I wrote about my recent Chanel purchase and will review my new daytime look soon. But this post is about two Bourjois shadows that are definitely for evening. I got the Kaki Etonnant #70 and Argent #25. The first is described as "iridescent brown with green", which is exactly how it looks, especially when applied with a damp brush.

It was one of the most beautiful shadows I've ever seen, and is very flattering to my skin tone. I used it with dark sage liner (a cheapy from L'Oreal, bought in my local target. I love the color and texture- most pencils are not soft and creamy enough for my sensitive eye area)and a nude highlighting shadow under my brows, so the Kaki Etonnant could claim the spotlight. And it did. Pretty and sexy without being overpowering. The irridisent quality makes it interesting without being in-your-face shimmer.
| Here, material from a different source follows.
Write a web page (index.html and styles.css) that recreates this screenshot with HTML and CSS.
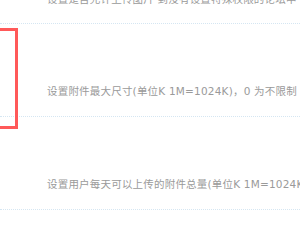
FILE: index.html
```html
<!DOCTYPE html>
<html lang="zh-CN">
<head>
<meta charset="utf-8">
<title>附件设置</title>
<link rel="stylesheet" href="styles.css">
</head>
<body>
<div class="page">
  <div class="rows">
    <div class="row row-first">
      <p class="hint">设置是否允许上传图片 到没有设置特殊权限的论坛中</p>
    </div>
    <div class="row">
      <p class="hint">设置附件最大尺寸(单位K 1M=1024K)，0 为不限制</p>
    </div>
    <div class="row">
      <p class="hint">设置用户每天可以上传的附件总量(单位K 1M=1024K)，0 为不限制</p>
    </div>
    <div class="row">
      <p class="hint">&nbsp;</p>
    </div>
  </div>
  <div class="highlight"></div>
</div>
</body>
</html>
```

FILE: styles.css
```css
html, body {
  margin: 0;
  padding: 0;
  background: #ffffff;
  overflow: hidden;
}
.page {
  position: relative;
  width: 300px;
  height: 230px;
  overflow: hidden;
  font-family: "DejaVu Sans", "Noto Sans CJK SC", sans-serif;
}
.rows {
  margin-top: -9px;
}
.row {
  padding: 59px 0 17px 47px;
  border-bottom: 1px dotted #d5e6f2;
  white-space: nowrap;
}
.row-first {
  padding-top: 0;
  padding-bottom: 16px;
}
.hint {
  margin: 0;
  font-size: 10.5px;
  line-height: 16px;
  letter-spacing: 0.2px;
  color: #9a9a9a;
}
.highlight {
  position: absolute;
  left: -20px;
  top: 28px;
  width: 32px;
  height: 95px;
  border: 3px solid #ff5959;
}
```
I'm not sure how it would look on someone who is pale. The green might look too garish. But if you have greenish eyes it might be worth looking into, as it might be good for bringing out the color.
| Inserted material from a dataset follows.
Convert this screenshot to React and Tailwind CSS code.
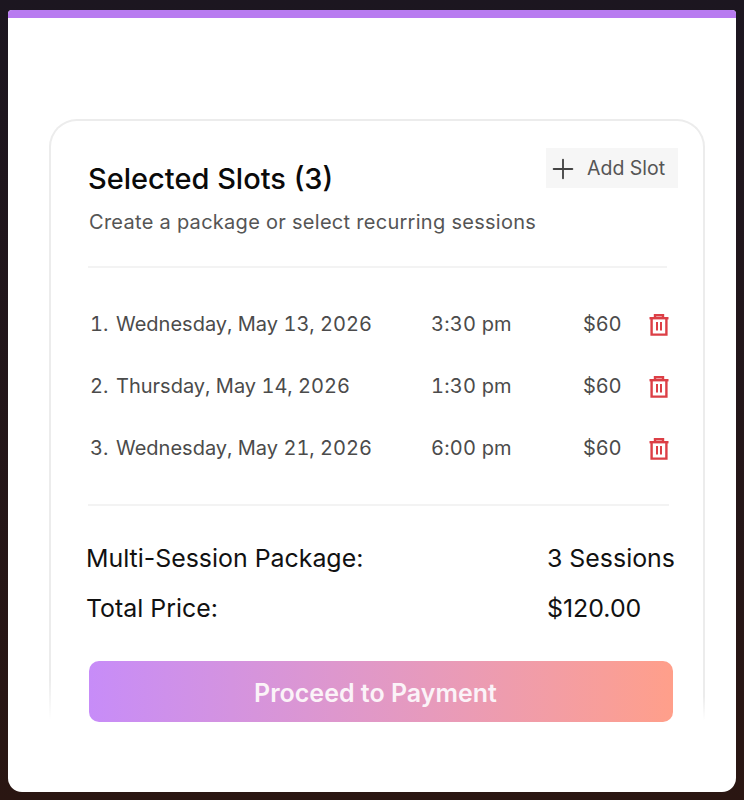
import { Plus } from "lucide-react";

const slots = [
  { num: "1.", date: "Wednesday, May 13, 2026", time: "3:30 pm", price: "$60" },
  { num: "2.", date: "Thursday, May 14, 2026", time: "1:30 pm", price: "$60" },
  { num: "3.", date: "Wednesday, May 21, 2026", time: "6:00 pm", price: "$60" },
];

function TrashIcon() {
  return (
    <svg viewBox="0 0 20 22" className="mt-[2px] h-[22px] w-5 text-[#dc3f46]" fill="none" stroke="currentColor" strokeWidth="2.4">
      <path d="M0.5 4.2H19.5" />
      <path d="M6 4V1.3H14V4" />
      <path d="M2.6 4.2V20.6H17.4V4.2" />
      <path d="M8 8V16.6" strokeWidth="2" />
      <path d="M12 8V16.6" strokeWidth="2" />
    </svg>
  );
}

function SlotRow({ slot }) {
  return (
    <div className="flex h-[62px] items-center text-[20px] tracking-[0.2px] text-[#4b4b4b]">
      <span className="flex w-[343px] pl-[2px] tracking-normal tabular-nums">
        <span className="w-[26px]">{slot.num}</span>
        {slot.date}
      </span>
      <span className="w-[152px] tabular-nums">{slot.time}</span>
      <span className="w-[66px]">{slot.price}</span>
      <TrashIcon />
    </div>
  );
}

export default function App() {
  return (
    <div className="h-[800px] w-[744px] bg-gradient-to-b from-[#1c1620] to-[#2a1612] px-2 pt-[10px] pb-2 font-['Inter',sans-serif]">
      <div className="h-[782px] overflow-hidden rounded-b-[14px] rounded-t-[4px] bg-white">
        <div className="h-2 bg-[#b87bf0]" />
        <div className="px-[41px] pt-[101px]">
          <div className="relative h-[601px] w-[656px] rounded-t-[28px] border-x-2 border-t-2 border-[#ececec] pl-[37px] pr-[25px] pt-[27px]">
            <div className="flex items-start justify-between">
              <h2 className="pt-[13px] text-[29px] leading-[36px] font-medium text-[#0a0a0a]">
                Selected Slots (3)
              </h2>
              <button className="flex h-10 w-[132px] items-center gap-2 bg-[#f6f6f6] pt-[2px] pl-px text-[19.5px] text-[#555555]">
                <Plus className="h-8 w-8 text-[#444444]" strokeWidth={1.4} />
                Add Slot
              </button>
            </div>
            <p className="mt-[11px] pl-px text-[20px] leading-7 tracking-[0.28px] text-[#555555]">
              Create a package or select recurring sessions
            </p>
            <div className="mt-[30px] mr-[11px] border-t-2 border-[#f3f3f3]" />
            <div className="mt-[25px]">
              {slots.map((slot) => (
                <SlotRow key={slot.num} slot={slot} />
              ))}
            </div>
            <div className="mt-[25px] mr-[9px] border-t-2 border-[#f3f3f3]" />
            <div className="mt-[28px] -ml-[2px] flex h-[50px] items-center text-[24.9px] text-[#111111]">
              <span className="w-[461px]">Multi-Session Package:</span>
              <span>3 Sessions</span>
            </div>
            <div className="-ml-[2px] flex h-[50px] items-center text-[24.9px] text-[#111111]">
              <span className="w-[461px]">Total Price:</span>
              <span>$120.00</span>
            </div>
            <button className="mt-[27px] ml-px h-[61px] w-[584px] rounded-[10px] bg-gradient-to-r from-[#c78cf8] to-[#ff9f8a] pt-[4px] pr-[11px] text-[25px] font-semibold text-[#fbf3f8]">
              Proceed to Payment
            </button>
            {/* the card's side lines fade out near the bottom */}
            <div className="absolute -left-[2px] bottom-0 h-[40px] w-[2px] bg-gradient-to-b from-transparent to-white" />
            <div className="absolute -right-[2px] bottom-0 h-[24px] w-[2px] bg-gradient-to-b from-transparent to-white" />
          </div>
        </div>
      </div>
    </div>
  );
}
The second night I used the #25, which is a silver sparkle. Encouraged by my earlier success, I damped my brush and applied it as a highlighter. Big mistake. This color does not need wet application, as the result could be described as campy sci-fi, or tin man or whatever you want to call Cher on a bad day. I wiped it out and started again, dry, this time. Bourjois' desription didn't lie. It is silver sparkle, but when applied dry and with a light hand it does look pretty.

I combined it with a smoke colored liner (again, L'Oreal) and Lancôme shadow in Volcano (a muted charcoal) on the crease. Again, this is an evening look, and a very pretty one. If silver looks good on you, it's worth checking out. The shadow's quality is great, no creasing or smudging. The very light sparkle looks classy and stays in place. It makes curious about their other colors. There's quite a selection of them.

Monday, May 01, 2006

Salvatore Ferragamo Pour Femme

I had a sample of Salvatore Ferragamo Pour Femme that I decided to try last night. I liked the top notes- it was interesting, decidedly unfruity and didn't remind me of anything else. All are the making of a good candidate to join my ever-growing collection and be used frequently.

Last night I was also trying on some new makeup products that were a huge success. Unlike my pal Sal.

Three words: No staying power.

The sample was of the EDP (I checked twice, just to make sure). Still, by the time I got from North Jersey to the East Village nothing remained. I felt naked. This morning I tried it again, to see if it might be better as a casual morning fragrance. Again, gone in 20 minutes. It's described on fragrancenet as a "dry scent of greens, florals and spices, with lower notes of nuts and musk". No specifics. It's almost like there's a missing ingredient, something to ground it and make it stay.